Given information ▸
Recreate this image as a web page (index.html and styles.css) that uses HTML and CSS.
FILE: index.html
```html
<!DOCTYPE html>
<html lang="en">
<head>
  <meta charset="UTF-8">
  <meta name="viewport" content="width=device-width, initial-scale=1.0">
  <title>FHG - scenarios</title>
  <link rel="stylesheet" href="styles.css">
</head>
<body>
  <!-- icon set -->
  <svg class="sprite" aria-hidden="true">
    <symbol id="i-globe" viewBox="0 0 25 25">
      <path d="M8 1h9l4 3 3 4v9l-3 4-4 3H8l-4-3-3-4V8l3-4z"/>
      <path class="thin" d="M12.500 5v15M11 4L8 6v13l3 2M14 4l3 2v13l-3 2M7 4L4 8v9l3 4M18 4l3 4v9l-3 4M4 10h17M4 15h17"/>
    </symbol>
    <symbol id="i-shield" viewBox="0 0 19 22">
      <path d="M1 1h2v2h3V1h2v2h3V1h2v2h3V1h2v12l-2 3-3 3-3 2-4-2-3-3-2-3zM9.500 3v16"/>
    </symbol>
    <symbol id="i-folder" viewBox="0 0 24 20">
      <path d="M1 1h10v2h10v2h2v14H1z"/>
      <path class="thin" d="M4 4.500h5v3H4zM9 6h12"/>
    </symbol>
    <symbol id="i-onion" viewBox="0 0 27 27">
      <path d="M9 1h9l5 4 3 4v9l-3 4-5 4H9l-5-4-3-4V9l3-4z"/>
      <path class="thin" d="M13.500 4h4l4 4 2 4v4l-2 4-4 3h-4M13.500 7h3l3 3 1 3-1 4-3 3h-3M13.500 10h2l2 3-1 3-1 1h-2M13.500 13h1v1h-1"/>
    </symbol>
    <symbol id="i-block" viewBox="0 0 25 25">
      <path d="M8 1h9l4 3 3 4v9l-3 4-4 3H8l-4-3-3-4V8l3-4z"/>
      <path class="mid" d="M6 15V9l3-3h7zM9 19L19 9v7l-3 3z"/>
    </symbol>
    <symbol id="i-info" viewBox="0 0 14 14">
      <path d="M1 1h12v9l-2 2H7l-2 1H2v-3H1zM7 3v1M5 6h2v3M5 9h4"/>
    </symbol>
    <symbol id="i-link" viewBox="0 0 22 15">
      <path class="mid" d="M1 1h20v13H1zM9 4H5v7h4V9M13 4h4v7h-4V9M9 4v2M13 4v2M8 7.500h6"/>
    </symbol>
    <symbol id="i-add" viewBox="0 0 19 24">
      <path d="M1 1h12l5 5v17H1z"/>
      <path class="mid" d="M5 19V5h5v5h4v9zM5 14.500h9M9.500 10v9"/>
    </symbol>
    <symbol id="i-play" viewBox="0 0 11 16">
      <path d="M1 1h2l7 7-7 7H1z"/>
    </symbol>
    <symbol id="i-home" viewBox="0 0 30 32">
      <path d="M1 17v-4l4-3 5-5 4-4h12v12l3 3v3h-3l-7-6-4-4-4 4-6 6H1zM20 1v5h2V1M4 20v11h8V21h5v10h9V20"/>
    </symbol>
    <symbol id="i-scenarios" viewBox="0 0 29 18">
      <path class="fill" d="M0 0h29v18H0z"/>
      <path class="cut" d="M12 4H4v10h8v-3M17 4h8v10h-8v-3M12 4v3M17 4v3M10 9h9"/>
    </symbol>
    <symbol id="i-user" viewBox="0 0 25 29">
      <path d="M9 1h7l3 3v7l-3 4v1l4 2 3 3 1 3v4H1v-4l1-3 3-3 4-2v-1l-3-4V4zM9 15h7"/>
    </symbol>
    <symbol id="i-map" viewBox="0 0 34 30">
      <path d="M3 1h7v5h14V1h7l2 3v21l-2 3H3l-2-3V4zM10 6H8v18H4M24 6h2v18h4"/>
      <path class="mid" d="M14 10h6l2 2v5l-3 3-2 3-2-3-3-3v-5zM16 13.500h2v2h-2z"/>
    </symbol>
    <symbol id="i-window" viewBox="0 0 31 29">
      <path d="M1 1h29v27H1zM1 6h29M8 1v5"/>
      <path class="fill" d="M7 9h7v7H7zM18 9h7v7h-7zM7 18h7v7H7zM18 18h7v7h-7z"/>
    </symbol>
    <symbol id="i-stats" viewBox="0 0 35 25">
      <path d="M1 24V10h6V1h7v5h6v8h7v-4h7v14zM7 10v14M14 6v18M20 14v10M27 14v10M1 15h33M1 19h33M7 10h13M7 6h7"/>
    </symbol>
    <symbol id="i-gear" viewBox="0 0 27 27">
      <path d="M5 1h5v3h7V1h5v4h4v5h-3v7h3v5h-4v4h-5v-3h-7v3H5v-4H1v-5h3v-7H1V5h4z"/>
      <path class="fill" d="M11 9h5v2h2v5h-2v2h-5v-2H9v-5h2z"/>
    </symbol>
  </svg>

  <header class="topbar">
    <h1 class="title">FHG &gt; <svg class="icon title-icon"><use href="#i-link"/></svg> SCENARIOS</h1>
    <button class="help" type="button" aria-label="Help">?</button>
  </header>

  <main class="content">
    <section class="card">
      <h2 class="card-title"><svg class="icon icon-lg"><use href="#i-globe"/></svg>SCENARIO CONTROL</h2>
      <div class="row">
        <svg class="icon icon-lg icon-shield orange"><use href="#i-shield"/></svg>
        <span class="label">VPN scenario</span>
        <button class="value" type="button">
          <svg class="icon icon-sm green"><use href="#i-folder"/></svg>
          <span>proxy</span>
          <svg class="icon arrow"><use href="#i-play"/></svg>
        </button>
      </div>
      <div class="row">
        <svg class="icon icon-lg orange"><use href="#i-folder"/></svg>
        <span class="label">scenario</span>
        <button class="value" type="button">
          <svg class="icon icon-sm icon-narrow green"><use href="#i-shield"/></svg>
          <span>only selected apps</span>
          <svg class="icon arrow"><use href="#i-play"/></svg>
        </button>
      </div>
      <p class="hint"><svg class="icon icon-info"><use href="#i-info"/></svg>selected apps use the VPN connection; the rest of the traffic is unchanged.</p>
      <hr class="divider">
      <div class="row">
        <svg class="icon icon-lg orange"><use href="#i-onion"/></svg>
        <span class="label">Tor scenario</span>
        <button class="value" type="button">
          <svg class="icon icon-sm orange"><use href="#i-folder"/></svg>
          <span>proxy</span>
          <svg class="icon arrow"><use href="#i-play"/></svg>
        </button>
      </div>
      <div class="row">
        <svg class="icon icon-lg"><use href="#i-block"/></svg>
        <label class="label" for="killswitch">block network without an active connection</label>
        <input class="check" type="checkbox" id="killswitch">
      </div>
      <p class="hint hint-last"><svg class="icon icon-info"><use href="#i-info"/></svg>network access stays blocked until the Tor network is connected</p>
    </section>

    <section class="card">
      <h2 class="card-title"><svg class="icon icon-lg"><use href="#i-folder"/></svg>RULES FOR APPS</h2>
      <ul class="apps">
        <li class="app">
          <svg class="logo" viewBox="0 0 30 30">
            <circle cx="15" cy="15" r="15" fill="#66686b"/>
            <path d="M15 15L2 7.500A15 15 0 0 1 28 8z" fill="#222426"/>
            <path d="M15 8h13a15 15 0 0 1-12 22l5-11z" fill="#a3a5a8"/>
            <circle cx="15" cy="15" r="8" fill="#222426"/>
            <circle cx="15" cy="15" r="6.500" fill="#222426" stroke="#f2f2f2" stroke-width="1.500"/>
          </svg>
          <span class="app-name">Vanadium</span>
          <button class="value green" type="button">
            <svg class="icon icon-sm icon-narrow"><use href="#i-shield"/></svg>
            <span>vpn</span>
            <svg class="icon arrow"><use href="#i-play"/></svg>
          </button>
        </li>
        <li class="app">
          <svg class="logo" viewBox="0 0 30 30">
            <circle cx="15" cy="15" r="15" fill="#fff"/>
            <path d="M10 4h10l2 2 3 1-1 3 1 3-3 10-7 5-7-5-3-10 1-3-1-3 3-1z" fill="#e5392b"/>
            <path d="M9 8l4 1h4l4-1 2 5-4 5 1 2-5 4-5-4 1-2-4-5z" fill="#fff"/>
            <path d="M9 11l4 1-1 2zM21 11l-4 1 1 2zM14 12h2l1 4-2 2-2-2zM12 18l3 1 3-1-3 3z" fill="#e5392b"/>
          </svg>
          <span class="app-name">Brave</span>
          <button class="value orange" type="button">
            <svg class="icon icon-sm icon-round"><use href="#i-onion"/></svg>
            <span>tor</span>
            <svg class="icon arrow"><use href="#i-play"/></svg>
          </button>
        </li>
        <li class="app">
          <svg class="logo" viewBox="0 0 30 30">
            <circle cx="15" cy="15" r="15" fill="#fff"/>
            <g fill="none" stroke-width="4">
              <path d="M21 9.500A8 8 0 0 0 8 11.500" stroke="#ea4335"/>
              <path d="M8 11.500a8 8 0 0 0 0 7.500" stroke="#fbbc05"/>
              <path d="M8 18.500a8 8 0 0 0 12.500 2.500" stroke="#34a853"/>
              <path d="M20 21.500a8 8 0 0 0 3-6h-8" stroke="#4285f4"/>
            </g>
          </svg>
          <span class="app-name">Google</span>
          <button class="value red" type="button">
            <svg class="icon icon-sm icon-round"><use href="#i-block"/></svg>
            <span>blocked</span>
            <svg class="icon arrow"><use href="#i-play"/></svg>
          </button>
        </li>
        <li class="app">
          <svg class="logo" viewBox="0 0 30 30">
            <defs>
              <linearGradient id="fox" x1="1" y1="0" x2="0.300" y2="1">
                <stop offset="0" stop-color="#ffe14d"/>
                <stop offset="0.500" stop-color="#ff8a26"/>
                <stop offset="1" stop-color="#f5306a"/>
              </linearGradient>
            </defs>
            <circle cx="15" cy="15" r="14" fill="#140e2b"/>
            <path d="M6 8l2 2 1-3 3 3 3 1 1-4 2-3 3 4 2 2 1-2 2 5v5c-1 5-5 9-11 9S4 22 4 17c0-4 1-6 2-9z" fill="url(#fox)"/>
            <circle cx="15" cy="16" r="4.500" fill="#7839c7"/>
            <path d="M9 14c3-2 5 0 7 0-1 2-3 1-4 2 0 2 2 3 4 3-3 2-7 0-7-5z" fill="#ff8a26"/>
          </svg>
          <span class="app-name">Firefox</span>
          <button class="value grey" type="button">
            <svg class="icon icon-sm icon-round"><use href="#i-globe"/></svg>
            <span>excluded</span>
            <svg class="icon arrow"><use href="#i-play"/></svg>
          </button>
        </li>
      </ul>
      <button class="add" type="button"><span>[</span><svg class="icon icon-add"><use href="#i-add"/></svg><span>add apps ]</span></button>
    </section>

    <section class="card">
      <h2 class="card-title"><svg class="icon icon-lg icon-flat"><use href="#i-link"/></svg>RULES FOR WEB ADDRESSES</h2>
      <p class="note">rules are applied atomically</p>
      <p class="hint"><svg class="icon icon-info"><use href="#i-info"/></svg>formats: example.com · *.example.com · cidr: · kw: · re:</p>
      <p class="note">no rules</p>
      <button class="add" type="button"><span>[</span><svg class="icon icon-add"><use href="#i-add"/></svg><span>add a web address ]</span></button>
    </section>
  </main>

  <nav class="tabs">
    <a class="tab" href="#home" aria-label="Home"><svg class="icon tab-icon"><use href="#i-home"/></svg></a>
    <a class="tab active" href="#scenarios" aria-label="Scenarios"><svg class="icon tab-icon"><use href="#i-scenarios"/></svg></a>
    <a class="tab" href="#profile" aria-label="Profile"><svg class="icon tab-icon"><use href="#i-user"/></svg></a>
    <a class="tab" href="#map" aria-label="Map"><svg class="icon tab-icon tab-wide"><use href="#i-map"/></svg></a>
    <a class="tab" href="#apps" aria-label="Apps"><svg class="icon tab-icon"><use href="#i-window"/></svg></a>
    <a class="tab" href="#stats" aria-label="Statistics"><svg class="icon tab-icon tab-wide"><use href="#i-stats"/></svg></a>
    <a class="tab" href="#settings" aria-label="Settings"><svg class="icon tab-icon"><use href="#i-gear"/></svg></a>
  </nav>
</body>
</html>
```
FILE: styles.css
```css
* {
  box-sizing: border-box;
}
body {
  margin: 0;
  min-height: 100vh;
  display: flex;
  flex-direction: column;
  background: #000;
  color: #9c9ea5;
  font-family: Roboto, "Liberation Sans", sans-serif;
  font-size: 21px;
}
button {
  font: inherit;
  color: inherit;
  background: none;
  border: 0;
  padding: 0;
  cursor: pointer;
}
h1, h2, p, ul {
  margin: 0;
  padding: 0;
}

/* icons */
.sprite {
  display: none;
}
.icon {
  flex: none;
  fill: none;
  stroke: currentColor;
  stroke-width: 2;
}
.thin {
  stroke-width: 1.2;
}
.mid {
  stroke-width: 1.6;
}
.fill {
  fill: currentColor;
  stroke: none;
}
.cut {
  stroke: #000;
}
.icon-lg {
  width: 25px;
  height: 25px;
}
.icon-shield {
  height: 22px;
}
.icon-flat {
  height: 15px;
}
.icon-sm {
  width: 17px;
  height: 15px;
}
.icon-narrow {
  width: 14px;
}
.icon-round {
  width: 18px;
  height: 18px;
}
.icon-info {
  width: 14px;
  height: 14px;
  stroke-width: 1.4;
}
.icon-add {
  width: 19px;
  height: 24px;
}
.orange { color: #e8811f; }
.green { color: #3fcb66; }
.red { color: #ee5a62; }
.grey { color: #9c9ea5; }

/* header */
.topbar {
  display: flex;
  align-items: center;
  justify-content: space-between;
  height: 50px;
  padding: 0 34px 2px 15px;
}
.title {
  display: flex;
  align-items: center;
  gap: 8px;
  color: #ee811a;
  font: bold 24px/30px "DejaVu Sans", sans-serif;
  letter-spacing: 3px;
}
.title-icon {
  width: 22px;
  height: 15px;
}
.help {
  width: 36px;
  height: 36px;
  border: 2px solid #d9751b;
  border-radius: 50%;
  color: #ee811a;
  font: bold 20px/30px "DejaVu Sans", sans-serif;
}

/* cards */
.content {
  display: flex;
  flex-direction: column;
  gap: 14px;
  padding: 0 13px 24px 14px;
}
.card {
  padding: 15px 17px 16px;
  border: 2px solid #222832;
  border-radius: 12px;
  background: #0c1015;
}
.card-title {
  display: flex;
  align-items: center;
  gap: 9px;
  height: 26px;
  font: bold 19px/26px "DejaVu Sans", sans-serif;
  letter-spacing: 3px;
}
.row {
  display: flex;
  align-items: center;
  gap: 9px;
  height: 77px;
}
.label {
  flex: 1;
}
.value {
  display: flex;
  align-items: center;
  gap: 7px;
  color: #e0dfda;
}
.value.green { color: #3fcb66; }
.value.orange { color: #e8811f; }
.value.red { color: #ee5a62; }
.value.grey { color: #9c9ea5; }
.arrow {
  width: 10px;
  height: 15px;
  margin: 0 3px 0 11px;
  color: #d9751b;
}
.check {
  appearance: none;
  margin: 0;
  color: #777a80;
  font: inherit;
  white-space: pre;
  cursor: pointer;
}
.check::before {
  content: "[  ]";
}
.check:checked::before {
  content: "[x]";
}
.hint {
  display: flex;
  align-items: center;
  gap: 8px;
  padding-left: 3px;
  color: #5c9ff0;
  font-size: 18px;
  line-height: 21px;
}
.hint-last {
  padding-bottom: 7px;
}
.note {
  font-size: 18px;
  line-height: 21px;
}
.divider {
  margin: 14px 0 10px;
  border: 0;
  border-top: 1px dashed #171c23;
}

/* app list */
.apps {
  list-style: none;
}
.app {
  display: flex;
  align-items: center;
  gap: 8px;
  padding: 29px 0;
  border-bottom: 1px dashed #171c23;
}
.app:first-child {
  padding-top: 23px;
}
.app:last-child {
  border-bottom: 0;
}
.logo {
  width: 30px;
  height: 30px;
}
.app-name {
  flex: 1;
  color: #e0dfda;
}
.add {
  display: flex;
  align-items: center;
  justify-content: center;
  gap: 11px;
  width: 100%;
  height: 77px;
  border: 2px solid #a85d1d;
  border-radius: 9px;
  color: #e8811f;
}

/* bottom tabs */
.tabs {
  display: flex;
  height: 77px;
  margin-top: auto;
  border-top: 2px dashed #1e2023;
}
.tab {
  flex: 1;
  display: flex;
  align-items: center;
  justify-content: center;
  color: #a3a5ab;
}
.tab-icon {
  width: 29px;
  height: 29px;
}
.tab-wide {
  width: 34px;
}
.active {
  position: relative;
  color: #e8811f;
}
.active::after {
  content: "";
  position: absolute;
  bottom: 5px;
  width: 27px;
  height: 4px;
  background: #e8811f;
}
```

Given task ▸ Select all lines in the listing that include the word "index".

Task answer ▸
Recreate this image as a web page (index.html and styles.css) that uses HTML and CSS.
FILE: index.html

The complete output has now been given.